-- Start Source excerpt --

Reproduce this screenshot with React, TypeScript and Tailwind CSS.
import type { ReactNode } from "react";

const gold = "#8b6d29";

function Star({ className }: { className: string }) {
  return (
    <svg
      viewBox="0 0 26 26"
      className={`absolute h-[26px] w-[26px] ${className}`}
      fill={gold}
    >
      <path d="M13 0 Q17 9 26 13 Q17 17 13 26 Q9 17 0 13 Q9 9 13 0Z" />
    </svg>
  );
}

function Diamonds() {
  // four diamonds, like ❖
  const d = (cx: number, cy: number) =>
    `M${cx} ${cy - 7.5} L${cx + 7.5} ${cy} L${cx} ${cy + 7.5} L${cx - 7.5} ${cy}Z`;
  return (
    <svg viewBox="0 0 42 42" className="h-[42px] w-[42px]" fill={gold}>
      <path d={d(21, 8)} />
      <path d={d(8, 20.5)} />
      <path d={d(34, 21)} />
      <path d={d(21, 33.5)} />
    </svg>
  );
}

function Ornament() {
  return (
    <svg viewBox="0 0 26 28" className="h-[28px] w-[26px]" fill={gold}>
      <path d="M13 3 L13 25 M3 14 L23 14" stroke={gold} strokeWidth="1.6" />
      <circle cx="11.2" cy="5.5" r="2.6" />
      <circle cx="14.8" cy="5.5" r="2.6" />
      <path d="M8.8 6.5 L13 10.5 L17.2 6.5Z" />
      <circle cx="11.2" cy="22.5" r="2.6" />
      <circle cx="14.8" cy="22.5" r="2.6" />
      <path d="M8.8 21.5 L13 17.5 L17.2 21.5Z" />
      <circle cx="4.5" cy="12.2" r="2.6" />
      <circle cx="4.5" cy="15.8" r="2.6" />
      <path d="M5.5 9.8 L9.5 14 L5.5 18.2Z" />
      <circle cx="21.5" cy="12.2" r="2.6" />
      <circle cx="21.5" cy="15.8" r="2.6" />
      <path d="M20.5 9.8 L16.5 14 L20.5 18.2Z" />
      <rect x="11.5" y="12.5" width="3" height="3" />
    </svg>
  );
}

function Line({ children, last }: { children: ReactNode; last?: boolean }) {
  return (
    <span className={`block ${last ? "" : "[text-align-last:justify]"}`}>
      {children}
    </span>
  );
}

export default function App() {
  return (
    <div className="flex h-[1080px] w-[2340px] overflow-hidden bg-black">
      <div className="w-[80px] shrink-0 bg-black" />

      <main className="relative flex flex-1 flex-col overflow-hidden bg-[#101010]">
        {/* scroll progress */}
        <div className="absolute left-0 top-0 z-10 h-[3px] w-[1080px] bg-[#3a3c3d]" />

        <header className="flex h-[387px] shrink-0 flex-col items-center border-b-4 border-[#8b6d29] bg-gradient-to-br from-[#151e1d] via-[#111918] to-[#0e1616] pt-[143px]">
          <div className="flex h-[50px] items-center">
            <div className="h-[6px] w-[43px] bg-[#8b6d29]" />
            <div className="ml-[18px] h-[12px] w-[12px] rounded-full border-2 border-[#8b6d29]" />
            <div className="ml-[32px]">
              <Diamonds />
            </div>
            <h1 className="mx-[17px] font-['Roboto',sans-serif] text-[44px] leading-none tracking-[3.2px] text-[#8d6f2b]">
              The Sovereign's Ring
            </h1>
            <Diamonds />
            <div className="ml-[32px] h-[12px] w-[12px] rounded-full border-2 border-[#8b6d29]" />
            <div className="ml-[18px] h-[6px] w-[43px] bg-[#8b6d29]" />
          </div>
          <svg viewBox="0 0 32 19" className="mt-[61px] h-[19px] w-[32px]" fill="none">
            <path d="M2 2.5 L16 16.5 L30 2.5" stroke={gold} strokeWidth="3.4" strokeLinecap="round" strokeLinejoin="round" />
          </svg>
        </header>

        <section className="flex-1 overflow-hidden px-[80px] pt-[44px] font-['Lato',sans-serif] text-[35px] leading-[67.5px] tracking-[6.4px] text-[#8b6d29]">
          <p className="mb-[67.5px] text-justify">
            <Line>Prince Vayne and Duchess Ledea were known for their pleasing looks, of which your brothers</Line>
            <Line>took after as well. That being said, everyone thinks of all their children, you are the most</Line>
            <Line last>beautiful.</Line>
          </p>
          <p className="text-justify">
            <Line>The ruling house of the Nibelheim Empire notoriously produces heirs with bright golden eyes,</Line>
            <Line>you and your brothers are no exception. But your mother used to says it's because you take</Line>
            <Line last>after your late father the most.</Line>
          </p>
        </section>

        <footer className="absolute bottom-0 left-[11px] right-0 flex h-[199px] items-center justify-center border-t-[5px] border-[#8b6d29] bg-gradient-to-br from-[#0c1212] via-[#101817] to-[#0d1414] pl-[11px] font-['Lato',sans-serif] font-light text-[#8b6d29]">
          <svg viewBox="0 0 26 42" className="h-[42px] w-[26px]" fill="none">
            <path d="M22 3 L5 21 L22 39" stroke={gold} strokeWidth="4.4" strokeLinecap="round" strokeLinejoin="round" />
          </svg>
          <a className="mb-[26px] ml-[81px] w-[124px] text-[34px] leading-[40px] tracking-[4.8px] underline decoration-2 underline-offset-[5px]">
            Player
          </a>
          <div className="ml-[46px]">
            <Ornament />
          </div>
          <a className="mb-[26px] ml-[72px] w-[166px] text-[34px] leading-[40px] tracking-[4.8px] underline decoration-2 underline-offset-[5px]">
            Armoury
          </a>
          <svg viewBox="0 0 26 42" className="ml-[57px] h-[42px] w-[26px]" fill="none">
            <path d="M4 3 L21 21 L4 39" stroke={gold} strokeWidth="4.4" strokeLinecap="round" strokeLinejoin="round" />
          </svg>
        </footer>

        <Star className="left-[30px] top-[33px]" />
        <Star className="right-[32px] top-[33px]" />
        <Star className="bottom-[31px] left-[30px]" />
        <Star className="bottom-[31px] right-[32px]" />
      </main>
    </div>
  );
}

-- End Source excerpt --

Collect each line above holding the string "with".

- **Written solution**
Reproduce this screenshot with React, TypeScript and Tailwind CSS.
            <Line>The ruling house of the Nibelheim Empire notoriously produces heirs with bright golden eyes,</Line>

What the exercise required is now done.